POLKE contains three kinds of types:
- The NLP annotations from the pre-processing stage (tokens, part-of-speech tags, dependencies, chunks, key-value pairs etc.)
- The NLP annotations from the UIMA Ruta pre-processing stage (e.g., grouping part-of-speech tags into broader categories such as to-infinitives or all finite base verbs)
- The EGP construct annotations annotated on the basis of the other two types
Each type can be imported as a Java class and has automatically generated setters and getters for the begin and end span indices and for each feature defined in the type system for that type.
In Eclipse, the type system file can be opened and edited with the Component Descriptor Editor. After adding new types and/or features, click ‘JCasGen’ to generate the class files.
Note: if you are using DKPro Core, delete the de/tudarmstadt
folder that gets generated to avoid conflicts with classes imported via Maven.
Adding NLP components
The easiest way to add NLP components is to use the DKPro Core components for Apache UIMA. It is also possible to integrate input from other tools, however this requires a couple of extra steps.
Using DKPro Core
Simply add the DKPro Core component by creating a new engine description in the pipeline. Check the DKPro Core Component Reference for the list of currently available components and models.
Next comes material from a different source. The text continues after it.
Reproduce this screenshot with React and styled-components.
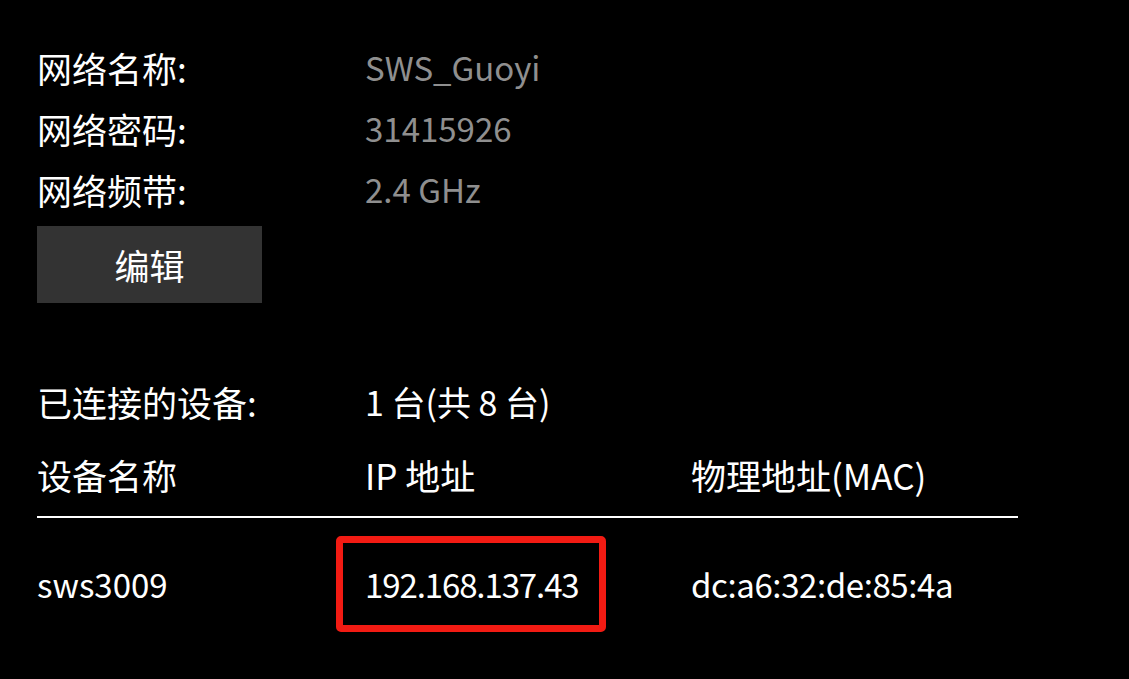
import React from "react";
import styled, { createGlobalStyle } from "styled-components";

const GlobalStyle = createGlobalStyle`
  html, body {
    margin: 0;
    padding: 0;
    background: #000;
  }
  body {
    font-family: "Noto Sans CJK SC", "Noto Sans", sans-serif;
    color: #fff;
    width: 1129px;
    height: 679px;
    overflow: hidden;
  }
`;

const Page = styled.div`
  padding: 37px 0 0 37px;
  width: 981px;
  font-size: 33px;
`;

const InfoGrid = styled.div`
  display: grid;
  grid-template-columns: 328px auto;
  grid-auto-rows: 61px;
  align-items: center;
`;

const Label = styled.div`
  color: #fff;
  font-size: 35px;
  line-height: 61px;
  white-space: nowrap;
`;

const Value = styled.div`
  color: ${(p) => (p.$muted ? "#8f8f8f" : "#fff")};
  font-size: ${(p) => (p.$muted ? "33px" : "34px")};
  line-height: 61px;
  white-space: nowrap;
`;

const EditButton = styled.button`
  display: block;
  width: 225px;
  height: 77px;
  margin-top: 6px;
  padding: 0;
  border: none;
  background: #333;
  color: #fff;
  font-family: inherit;
  font-size: 35px;
  cursor: pointer;
`;

const ConnectedRow = styled(InfoGrid)`
  margin-top: 68px;
`;

const Table = styled.div`
  margin-top: 12px;
`;

const TableRow = styled.div`
  display: grid;
  grid-template-columns: 328px 326px 1fr;
  align-items: center;
  ${(p) =>
    p.$header
      ? `
    height: 61px;
    padding-bottom: 11px;
    border-bottom: 2px solid #fff;
    font-size: 35px;
  `
      : `
    height: 96px;
    margin-top: 18px;
    font-size: 33px;
  `}
`;

const Cell = styled.div`
  line-height: 61px;
  white-space: nowrap;
  letter-spacing: ${(p) => p.$tracking || "normal"};
`;

const Highlight = styled.span`
  position: relative;
  display: inline-block;
  letter-spacing: -1.1px;

  &::before {
    content: "";
    position: absolute;
    top: -18px;
    bottom: -17px;
    left: -29px;
    right: -27px;
    border: 7px solid #f21b13;
    border-radius: 5px;
    pointer-events: none;
  }
`;

export default function App() {
  return (
    <>
      <GlobalStyle />
      <Page>
        <InfoGrid>
          <Label>网络名称:</Label>
          <Value $muted>SWS_Guoyi</Value>
          <Label>网络密码:</Label>
          <Value $muted>31415926</Value>
          <Label>网络频带:</Label>
          <Value $muted>2.4 GHz</Value>
        </InfoGrid>
        <EditButton>编辑</EditButton>
        <ConnectedRow>
          <Label>已连接的设备:</Label>
          <Value>1 台(共 8 台)</Value>
        </ConnectedRow>
        <Table>
          <TableRow $header>
            <Cell>设备名称</Cell>
            <Cell>IP 地址</Cell>
            <Cell>物理地址(MAC)</Cell>
          </TableRow>
          <TableRow>
            <Cell>sws3009</Cell>
            <Cell>
              <Highlight>192.168.137.43</Highlight>
            </Cell>
            <Cell $tracking="-0.4px">dc:a6:32:de:85:4a</Cell>
          </TableRow>
        </Table>
      </Page>
    </>
  );
}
In cases where the models are not distributable, these should be downloaded directly into the project (see External models)
Using other NLP tools
Output from external NLP tools needs to be manually added to the JCas. The way to do this is illustrated below with an example.
Let's say we have the type type.nlp.Noun
defined in the type system with the features pos
and lemma
. We have imported it as a Java class and want to use it to put all of the nouns in the text into the JCas.
For each noun in the string, we create a new instance of the class using the begin and end indices of the span, set the feature values, and add the instance to the JCas:
Noun noun = new Noun(aJCas, begin, end);
noun.setPos(pos);
noun.setLemma(lemma);
noun.addToIndexes();
This class will now be visible as a UIMA annotation and accessible by the Ruta rules.
External models
External model files are copied into the resources folder inside the Docker container when the application is served. Make a folder containing the new files under jetty_base/lib
and add a docker command in the serve.sh
script to copy the files:
docker cp jetty_base/lib/your_new_folder $JETTY_CONTAINER_NAME:/var/lib
EGP annotation with UIMA Ruta
POLKE uses UIMA Ruta for annotating EGP constructs. UIMA Ruta is a rule language which defines and executes a pattern of annotations on the data in a CAS. The UIMA Ruta documentation provides a comprehensive description of the Ruta syntax; here we give only an overview on how the Ruta rules in POLKE are set up.
Ruta rules
Each EGP construct has a unique Ruta rule or set of unique Ruta rules handling its annotation. These rules are based on the NLP tags (tokens, parts of speech, lemmas, dependencies, etc.). Each rule annotates the minimum possible span containing the construct based on the EGP can-do statement, meaning that, for example, an annotation for a construct focused on the main verb does not contain the subject noun phrases. Additionally, context is generally not taken into account unless it is required by the can-do statement, meaning that even if the broader context might be ungrammatical overall, if the construct in isolation is used correctly it will still be annotated.
In cases where the can-do statement is very broad, the intended target structure was determined from the provided learner examples.
For example, construct 52 in the mapping table with the supercategory 'modality' is described as "Can use the negative forms."
There are two learner examples:
- I cannot come to see you. (A1 BREAKTHROUGH, 2009, Bengali)
- I'm very nervous and I can't say anything. (A1 BREAKTHROUGH Polish)
The Ruta rule to annotate this construct would therefore be:
(Token{REGEXP("(?i)can")} & POS.PosValue == "VM0")
KeyValuePair.key == "NEGATION_MARKER" ADV* KeyValuePair.key == "INFINITIVE"
{-> CREATE(EGPConstruct,1,4,"constructID"=52)};
We use a regular expression to look for a token "can" with the part of speech VM0, followed by a negation marker, an optional adverb, and an infinitive verb. From this sequence we create a new EGPConstruct annotation and assign it the construct ID 52.
When the can-do statement specifies a lexical range (e.g. limited range of...), we use the CEFR-annotated vocabulary lists Oxford 3000 and 5000 from the Oxford Learner's Dictionaries. In cases where the can-do statement requires a specific word type (e.g. gradable adjectives), the word list for that type was created using a subset of the Oxford 3000 and 5000.